Stated exercise: Answer with a single number, the count of lines holding the word "React".
======
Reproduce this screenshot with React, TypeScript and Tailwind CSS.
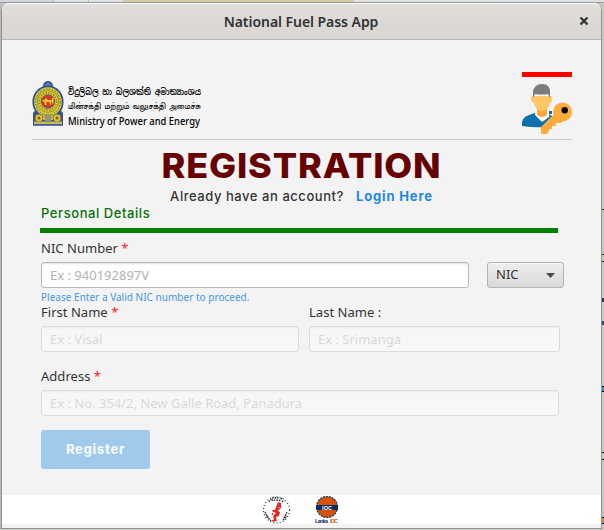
import React from "react";

function Emblem() {
  return (
    <svg width="32" height="46" viewBox="0 0 32 46" className="-mt-px block shrink-0">
      <circle cx="16" cy="6" r="5" fill="#3c5a9c" />
      <circle cx="16" cy="6" r="2.6" fill="#8a9a9a" />
      <circle cx="16" cy="6" r="1.2" fill="#26407f" />
      <ellipse cx="16" cy="22" rx="15.6" ry="16.5" fill="#34519a" />
      <ellipse cx="16" cy="22" rx="13.8" ry="14.7" fill="#dccb35" />
      <ellipse cx="16" cy="22" rx="12.3" ry="13" fill="none" stroke="#4c5a55" strokeWidth="1" strokeDasharray="1.5 1.5" />
      <circle cx="16" cy="21.5" r="10.8" fill="#e4d024" stroke="#6f6d3b" strokeWidth=".7" />
      <circle cx="16" cy="21.5" r="8.6" fill="none" stroke="#837a31" strokeWidth="1.5" strokeDasharray="1.4 1.3" />
      <circle cx="16" cy="21.5" r="6.8" fill="#cf3a2a" stroke="#45588c" strokeWidth=".8" />
      <path d="M10.5 20h2l1-2 2.5 2h4v-2h1.500v5.500h-1.500v-2h-1v3h-1.500v-2.500h-3v3h-2v-3.500h-2z" fill="#f0cd28" />
      <path d="M1 45V33q2-4 6 0l3 4h12l3-4q4-4 6 0v12z" fill="#34519a" />
      <path d="M8 36h16l-2 4H10z" fill="#d5c343" />
      <circle cx="7" cy="38" r="4" fill="#e0c722" stroke="#4b5060" strokeWidth=".7" />
      <circle cx="25" cy="38" r="4" fill="#e0c722" stroke="#4b5060" strokeWidth=".7" />
      <circle cx="7" cy="38" r="1.500" fill="#85512d" />
      <circle cx="25" cy="38" r="1.500" fill="#85512d" />
      <path d="M12 34h8l-1 7h-6z" fill="#98956f" />
      <path d="M2 41.500h28v3H2z" fill="#c4bd5c" />
      <path d="M1 45h30" stroke="#34519a" strokeWidth="1.500" />
    </svg>
  );
}

function UserKey() {
  return (
    <svg width="50" height="50" viewBox="0 0 50 50" className="block">
      <path d="M0 42v-4q1-5 7-7l6-2h13l8 6-9 8q-13 1-25-1z" fill="#0c70ae" />
      <path d="M14 26l-1 5 7 7 7-5 1-6z" fill="#fff" />
      <path d="M15 24v7q5 4 10 0v-7z" fill="#f7a83b" />
      <path d="M10 12q-2 2 0 6l2 1q1 7 8 8 7-1 8-8l2-2q1-4-1-5z" fill="#ffc768" />
      <path d="M11 14V8q1-8 9-8 8 0 8 8v6l-2-4q-6 1-13 0z" fill="#7b7b7b" />
      <path d="M27 27h3v3h-3z" fill="#0c70ae" />
      <circle cx="40.500" cy="28" r="9.500" fill="#ffab3d" />
      <path d="M31 31L19 43v7h6l2-3v-2h3v-3h4v-3h5l3-3z" fill="#ffab3d" />
      <circle cx="42.700" cy="26.300" r="3.200" fill="#000" />
    </svg>
  );
}

function CeypetcoLogo() {
  return (
    <svg width="29" height="28" viewBox="0 0 29 28" className="block">
      <circle cx="14.500" cy="14" r="13" fill="none" stroke="#333" strokeWidth="1.200" strokeDasharray="1 2.200" />
      <path d="M7 6l2-3M10 5l1-4M12 5l2-4M15 5l1-4M17 5l3-3M20 6l2-2M3 16l3 6M5 20l4 5M22 22l3-6M21 24l4-4" stroke="#333" strokeWidth="1.300" strokeDasharray="1.800 .7" fill="none" />
      <path d="M16 6l3 1v4h-2l-1 4 2 1-1 4-3 1 1 4-5 1 2-2-1-4 3-3-3-1-1-2h3z" fill="#dd2a25" />
      <path d="M16 14l3-3M11 17l-1 2M12 24l-2 1" stroke="#dd2a25" strokeWidth="1.200" />
    </svg>
  );
}

function IocLogo() {
  return (
    <svg width="24" height="28" viewBox="0 0 24 28" className="block">
      <circle cx="12" cy="11" r="10.500" fill="#d85203" stroke="#15376b" strokeWidth="1.300" strokeDasharray="2 1" />
      <path d="M1 9h22v5H1z" fill="#0d2d69" />
      <text x="12" y="13.500" textAnchor="middle" className="fill-white font-['Liberation_Sans',sans-serif] text-[5.500px] font-bold">IOC</text>
      <text x="0" y="27" textLength="13" className="fill-[#0d2d69] font-['Liberation_Sans',sans-serif] text-[5.500px] font-bold">Lanka</text>
      <text x="15" y="27" textLength="8" className="fill-[#d85203] font-['Liberation_Sans',sans-serif] text-[5.500px] font-bold">IOC</text>
    </svg>
  );
}

function Label({ children, required }: { children: React.ReactNode; required?: boolean }) {
  return (
    <div className="h-[18px] text-[13px] leading-[18px] tracking-[0.03px] text-[#333]">
      {children}
      {required && <span className="text-[#ff2020]"> *</span>}
    </div>
  );
}

function Field({ hint, width, disabled }: { hint: string; width: string; disabled?: boolean }) {
  return (
    <input
      placeholder={hint}
      disabled={disabled}
      className={`block h-[26px] rounded-[3px] border border-[#b9b9b9] bg-white px-2 text-[13px] shadow-[inset_0_2px_2px_-1px_#ddd] placeholder:text-[#b2b2b2] disabled:opacity-40 ${width}`}
    />
  );
}

export default function App() {
  return (
    <div className="flex h-[530px] w-[604px] flex-col overflow-hidden bg-[#c6c6c2] font-['Noto_Sans',sans-serif]">
      <div className="flex h-[3px] shrink-0 border-b border-[#9a9a98] bg-[#dfe1e3]">
        <div className="w-[53px] bg-[#d4d6d9]" />
        <div className="w-9 border-x border-[#bbb]" />
        <div className="w-[34px]" />
        <div className="w-[231px] bg-[#d6cda6]" />
      </div>
      <div className="flex min-h-0 flex-1">
        <div className="w-px bg-[#b7b8b5]" />
        <main className="mb-px flex w-[601px] flex-col rounded-t-[8px] border-x border-b border-[#929292] bg-[#f3f3f3]">
          <header className="flex h-[37px] shrink-0 items-center rounded-t-[7px] border-b border-t border-b-[#bdb8b1] border-t-white bg-linear-to-b from-[#e1dedb] to-[#d9d5d0] pl-[21px] pr-3">
            <h1 className="flex-1 text-center text-[14px] font-semibold tracking-[-0.05px] text-[#2e3436]">National Fuel Pass App</h1>
            <svg width="10" height="10" viewBox="0 0 10 10" className="-mt-px">
              <path d="M1.500 1.500l7 7m0-7l-7 7" stroke="#2e3436" strokeWidth="2.300" />
            </svg>
          </header>
          <section className="ml-[30px] mr-[29px] flex h-[100px] shrink-0 justify-between border-b border-[#cbcbcb]">
            <div className="flex gap-1 pt-[41px]">
              <Emblem />
              <div className="flex w-[134px] flex-col pt-[3px] text-black">
                <svg width="134" height="46" className="block overflow-visible font-['Noto_Sans_Sinhala','Noto_Sans_Tamil','Noto_Sans',sans-serif]">
                  <text x="0" y="11" textLength="133" lengthAdjust="spacingAndGlyphs" className="text-[9px] font-semibold">විදුලිබල හා බලශක්ති අමාත්‍යාංශය</text>
                  <text x="0" y="25" textLength="133" lengthAdjust="spacingAndGlyphs" className="text-[8px] font-medium">மின்சக்தி மற்றும் வலுசக்தி அமைச்சு</text>
                  <text x="0" y="41" textLength="132" lengthAdjust="spacingAndGlyphs" className="font-['Noto_Sans',sans-serif] text-[10px] font-medium">Ministry of Power and Energy</text>
                </svg>
              </div>
            </div>
            <div className="flex w-[50px] flex-col gap-[7px] pt-8">
              <div className="h-[5px] bg-[#fe0000]" />
              <UserKey />
            </div>
          </section>
          <div className="h-[48px] shrink-0 scale-x-[1.045] whitespace-nowrap pt-[5px] text-center font-['Inter',sans-serif] text-[34.500px] font-extrabold leading-[42px] tracking-[0.8px] text-[#670000]">REGISTRATION</div>
          <div className="flex h-[17px] shrink-0 justify-center gap-[12px] font-['Inter',sans-serif] text-[13px] leading-4">
            <span className="font-medium tracking-[0.550px] text-[#333]">Already have an account?</span>
            <a className="font-bold tracking-[0.850px] text-[#1e88e5]">Login Here</a>
          </div>
          <div className="flex flex-col pl-[39px]">
            <h2 className="h-4 font-['Inter',sans-serif] text-[13px] font-medium leading-4 tracking-[0.570px] text-[#087108]">Personal Details</h2>
            <div className="-ml-px mb-[6px] mt-[7px] h-[5px] w-[518px] bg-[#008000]" />
            <Label required>NIC Number</Label>
            <div className="mt-[5px] flex gap-[18px]">
              <Field hint="Ex : 940192897V" width="w-[428px]" />
              <button className="flex h-[26px] w-[77px] items-center justify-between rounded-[3px] border border-[#b3b3b3] bg-linear-to-b from-[#eee] to-[#d9d9d9] pl-2 pr-2 text-[13px] text-[#333] shadow-[inset_0_1px_#f8f8f8]">
                NIC
                <svg width="9" height="5" viewBox="0 0 9 5"><path d="M0 0h9L4.500 5z" fill="#4c4c4c" /></svg>
              </button>
            </div>
            <p className="mt-[2px] h-[14px] text-[10px] leading-[14px] tracking-[0.02px] text-[#4698e6]">Please Enter a Valid NIC number to proceed.</p>
            <div className="-mt-px flex gap-[10px]">
              <div className="flex flex-col gap-[5px]">
                <Label required>First Name</Label>
                <Field hint="Ex : Visal" width="w-[258px]" disabled />
              </div>
              <div className="flex flex-col gap-[5px]">
                <Label>Last Name :</Label>
                <Field hint="Ex : Srimanga" width="w-[251px]" disabled />
              </div>
            </div>
            <div className="mt-[15px] flex flex-col gap-[5px]">
              <Label required>Address</Label>
              <Field hint="Ex : No. 354/2, New Galle Road, Panadura" width="w-[518px]" disabled />
            </div>
            <button className="mt-[14px] h-[39px] w-[109px] rounded-[3px] bg-[#9fcaec] font-['Inter',sans-serif] text-[13px] font-extrabold tracking-[0.650px] text-[#f3f8fc]">Register</button>
          </div>
          <footer className="mb-1 mt-auto flex h-[29px] items-center justify-center gap-[24px] bg-white pr-[2px]">
            <CeypetcoLogo />
            <IocLogo />
          </footer>
        </main>
        <div className="w-[2px] bg-[#c9c9c4] pt-[206px]">
          <div className="h-px bg-[#222]" />
          <div className="mt-[44px] h-2 border-y border-[#222]" />
          <div className="mt-[36px] h-1 bg-[#34304d]" />
          <div className="mt-[19px] h-1 bg-[#28516e]" />
          <div className="mt-[61px] h-[6px] border-y border-black bg-[#3e91c7]" />
          <div className="mt-[60px] h-[8px] border-y border-black" />
          <div className="mt-[57px] h-[7px] border-y border-black bg-[#cf8a43]" />
        </div>
      </div>
    </div>
  );
}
======
Full response: 3